Identity rule: identity-related signals can affect access and privilege, but the site cannot prove account takeover, token abuse, exposed sessions, or privilege misuse without identity telemetry, asset scope, owner validation, and incident-response review.
Identity Exposure Playbook Examples
Handle identity vulnerability pressure without turning it into unsupported account-takeover claims.
Use these examples for SSO, MFA, OAuth, SAML, JWT, sessions, tokens, email authentication, privilege, and access-control issues where exposure and telemetry need careful validation.
Confirm IdP, app, tenant, realm, client, policy, version, feature, and owner.
Review MFA, conditional access, token lifetime, session controls, and privileged paths.
Ask for sign-in logs, audit logs, token events, admin actions, and suspicious behavior checks.
Attach scope proof, control evidence, telemetry result, owner signoff, and review trigger.
Playbook Examples
Common identity scenarios and safe next moves
SSO or SAML bypass
Validate tenant, trust, and relying-party scope
Trigger: SAML signature, assertion validation, IdP trust, service-provider mapping, or SSO bypass advisory.
Next move: confirm affected IdP/app versions, federation config, exposed relying parties, logs, and vendor guidance before changing auth flows.
MFA bypass or fatigue path
Check policy coverage and suspicious prompts
Trigger: MFA bypass, push abuse, enrollment weakness, conditional access gap, or recovery-flow issue.
Next move: confirm policy scope, enrollment controls, high-risk users, prompt history, recovery settings, and compensating access restrictions.
Token or JWT weakness
Review signing, lifetime, audience, and replay risk
Trigger: JWT validation flaw, weak signing, token confusion, replay risk, refresh-token issue, or OAuth client bug.
Next move: validate affected apps and libraries, token settings, scopes, secret rotation needs, and logs for unusual token use.
Session fixation or hijack risk
Reduce session exposure while validating
Trigger: session fixation, cookie weakness, auth callback issue, logout failure, or privilege carryover after role change.
Next move: confirm affected apps, cookie settings, session lifetime, forced reauth controls, logout behavior, and suspicious session reuse.
Privilege escalation
Confirm role paths and admin action logs
Trigger: authorization bypass, role confusion, API permission flaw, tenant boundary issue, or admin interface weakness.
Next move: validate affected role assignments, privileged groups, admin APIs, audit events, compensating restrictions, and patch path.

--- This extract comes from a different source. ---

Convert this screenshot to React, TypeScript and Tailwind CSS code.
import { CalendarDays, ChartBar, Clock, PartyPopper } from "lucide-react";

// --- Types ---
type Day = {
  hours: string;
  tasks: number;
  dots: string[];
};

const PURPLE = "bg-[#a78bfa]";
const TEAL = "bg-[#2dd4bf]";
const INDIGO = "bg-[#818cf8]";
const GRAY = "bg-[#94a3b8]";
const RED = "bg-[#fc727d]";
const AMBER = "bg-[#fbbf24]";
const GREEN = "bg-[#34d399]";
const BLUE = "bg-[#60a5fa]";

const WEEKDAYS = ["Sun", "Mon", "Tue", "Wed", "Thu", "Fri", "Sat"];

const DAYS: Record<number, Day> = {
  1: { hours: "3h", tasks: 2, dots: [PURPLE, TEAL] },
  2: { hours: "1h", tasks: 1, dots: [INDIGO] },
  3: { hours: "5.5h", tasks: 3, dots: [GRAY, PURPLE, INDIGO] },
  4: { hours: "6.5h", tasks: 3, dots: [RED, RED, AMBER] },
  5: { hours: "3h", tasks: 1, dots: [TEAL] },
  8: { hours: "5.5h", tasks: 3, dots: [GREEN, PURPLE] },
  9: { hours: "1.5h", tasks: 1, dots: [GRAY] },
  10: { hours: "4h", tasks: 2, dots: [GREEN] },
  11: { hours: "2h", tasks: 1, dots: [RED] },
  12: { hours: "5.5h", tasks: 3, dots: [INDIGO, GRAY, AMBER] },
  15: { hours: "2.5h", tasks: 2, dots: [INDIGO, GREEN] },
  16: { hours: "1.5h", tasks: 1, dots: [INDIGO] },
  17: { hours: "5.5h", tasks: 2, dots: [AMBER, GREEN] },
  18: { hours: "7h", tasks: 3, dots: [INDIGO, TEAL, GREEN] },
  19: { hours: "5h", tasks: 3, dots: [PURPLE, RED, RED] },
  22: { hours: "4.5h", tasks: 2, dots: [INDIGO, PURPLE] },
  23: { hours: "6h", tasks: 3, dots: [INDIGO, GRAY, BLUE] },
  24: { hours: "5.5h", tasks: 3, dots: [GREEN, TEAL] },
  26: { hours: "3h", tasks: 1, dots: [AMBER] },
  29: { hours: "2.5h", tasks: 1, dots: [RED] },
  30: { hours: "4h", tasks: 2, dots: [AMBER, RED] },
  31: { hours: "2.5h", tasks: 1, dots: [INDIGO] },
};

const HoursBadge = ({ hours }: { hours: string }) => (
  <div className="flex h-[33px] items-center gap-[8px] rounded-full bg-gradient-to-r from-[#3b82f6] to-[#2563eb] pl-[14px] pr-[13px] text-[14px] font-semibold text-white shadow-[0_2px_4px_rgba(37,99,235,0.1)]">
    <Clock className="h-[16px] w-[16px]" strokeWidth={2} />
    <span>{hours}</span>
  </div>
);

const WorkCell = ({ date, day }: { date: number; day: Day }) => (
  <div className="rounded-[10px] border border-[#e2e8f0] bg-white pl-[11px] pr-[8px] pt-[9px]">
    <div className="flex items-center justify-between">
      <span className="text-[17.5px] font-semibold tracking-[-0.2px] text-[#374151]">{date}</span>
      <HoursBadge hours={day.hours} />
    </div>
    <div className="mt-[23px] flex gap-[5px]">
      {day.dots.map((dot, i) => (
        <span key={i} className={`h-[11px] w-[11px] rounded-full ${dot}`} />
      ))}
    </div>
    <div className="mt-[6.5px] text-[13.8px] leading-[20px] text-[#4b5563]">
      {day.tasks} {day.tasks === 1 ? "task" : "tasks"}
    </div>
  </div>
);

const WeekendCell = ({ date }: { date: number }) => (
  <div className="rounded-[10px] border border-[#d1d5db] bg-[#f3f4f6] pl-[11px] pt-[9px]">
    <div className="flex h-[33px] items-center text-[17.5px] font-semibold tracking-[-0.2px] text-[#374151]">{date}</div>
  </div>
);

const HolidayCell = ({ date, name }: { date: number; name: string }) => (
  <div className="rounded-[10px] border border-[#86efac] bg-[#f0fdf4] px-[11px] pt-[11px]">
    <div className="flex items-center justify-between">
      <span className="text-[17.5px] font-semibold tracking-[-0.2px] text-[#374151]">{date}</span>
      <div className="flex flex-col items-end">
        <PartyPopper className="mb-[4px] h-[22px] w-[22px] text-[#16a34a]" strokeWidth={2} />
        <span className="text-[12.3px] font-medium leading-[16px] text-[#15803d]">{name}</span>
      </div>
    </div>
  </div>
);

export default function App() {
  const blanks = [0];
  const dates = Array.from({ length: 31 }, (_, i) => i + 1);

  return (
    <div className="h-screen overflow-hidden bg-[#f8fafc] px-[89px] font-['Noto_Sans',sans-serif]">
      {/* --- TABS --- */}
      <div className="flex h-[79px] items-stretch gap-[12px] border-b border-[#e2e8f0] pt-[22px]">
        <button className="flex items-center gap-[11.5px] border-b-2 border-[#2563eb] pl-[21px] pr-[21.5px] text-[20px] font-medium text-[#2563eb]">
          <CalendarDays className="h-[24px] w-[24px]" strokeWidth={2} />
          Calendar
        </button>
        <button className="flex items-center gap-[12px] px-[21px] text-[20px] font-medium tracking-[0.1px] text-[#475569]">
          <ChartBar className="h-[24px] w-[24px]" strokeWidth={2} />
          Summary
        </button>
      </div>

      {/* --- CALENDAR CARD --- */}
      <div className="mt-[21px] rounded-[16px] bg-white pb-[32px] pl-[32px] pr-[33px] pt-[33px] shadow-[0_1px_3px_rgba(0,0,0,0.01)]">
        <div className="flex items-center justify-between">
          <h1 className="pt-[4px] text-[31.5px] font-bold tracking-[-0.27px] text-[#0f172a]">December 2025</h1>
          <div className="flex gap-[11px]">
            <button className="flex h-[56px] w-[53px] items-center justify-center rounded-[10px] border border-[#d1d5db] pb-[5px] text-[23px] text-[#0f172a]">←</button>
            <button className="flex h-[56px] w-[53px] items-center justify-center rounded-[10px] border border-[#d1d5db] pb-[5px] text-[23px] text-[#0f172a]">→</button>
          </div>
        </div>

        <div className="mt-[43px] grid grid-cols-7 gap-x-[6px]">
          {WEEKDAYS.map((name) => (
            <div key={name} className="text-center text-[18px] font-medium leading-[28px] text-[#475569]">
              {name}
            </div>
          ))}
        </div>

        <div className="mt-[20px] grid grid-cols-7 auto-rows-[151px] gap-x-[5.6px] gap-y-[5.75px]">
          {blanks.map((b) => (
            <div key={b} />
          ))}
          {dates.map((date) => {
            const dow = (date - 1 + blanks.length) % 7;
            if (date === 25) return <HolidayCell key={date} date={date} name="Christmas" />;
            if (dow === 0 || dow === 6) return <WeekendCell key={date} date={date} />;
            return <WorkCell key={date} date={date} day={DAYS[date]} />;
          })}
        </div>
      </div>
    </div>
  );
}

Email authentication exposure
Separate auth posture from phishing compromise
Trigger: SPF, DKIM, DMARC, mail gateway, or identity-provider email-flow weakness.
Next move: check DNS records, mail routing, policy enforcement, spoofing reports, user targeting, and phishing telemetry.
Owner Handoffs
Copy-ready asks for identity response
Identity owner ask
Please confirm whether [IdP/app/tenant/client/policy] is in scope, which users or apps are affected, and whether vulnerable SSO, MFA, token, session, or privilege features are enabled.
App owner ask
Please confirm library or platform version, auth integration mode, callback settings, token audience, session controls, and required deployment window for the fix.
SOC ask
Please check sign-in logs, audit events, admin actions, token use, session reuse, impossible travel, suspicious MFA prompts, and privilege changes for the scoped users or apps.
Leadership caveat
An identity-related public signal exists. Local exposure, account takeover, privilege misuse, and remediation status are still under validation.
Evidence Pack
Minimum proof before assigning or closing work
Copy Template
Identity exposure response note
Identity exposure response - [CVE/advisory] Identity scope: [IdP/app/tenant/client/policy/library/user group] Why it matters: [SSO / MFA / OAuth / SAML / JWT / session / token / privilege / email auth] What is known: [loaded source, affected range, exploit pressure, fixed version, confidence] What is not proven: [account takeover / token abuse / privilege misuse / local exposure / closure] Validation needed: [identity owner, app owner, telemetry, control state, patch/config path] Action lane: [patch / configure / rotate / revoke sessions / SOC check / monitor / not affected] Owner and review trigger: [team/person/date/vendor update/telemetry result]
Recommended route: validate the identity scope and telemetry first, then choose patch, configuration, token or session action, SOC support, or not-affected closure with evidence attached.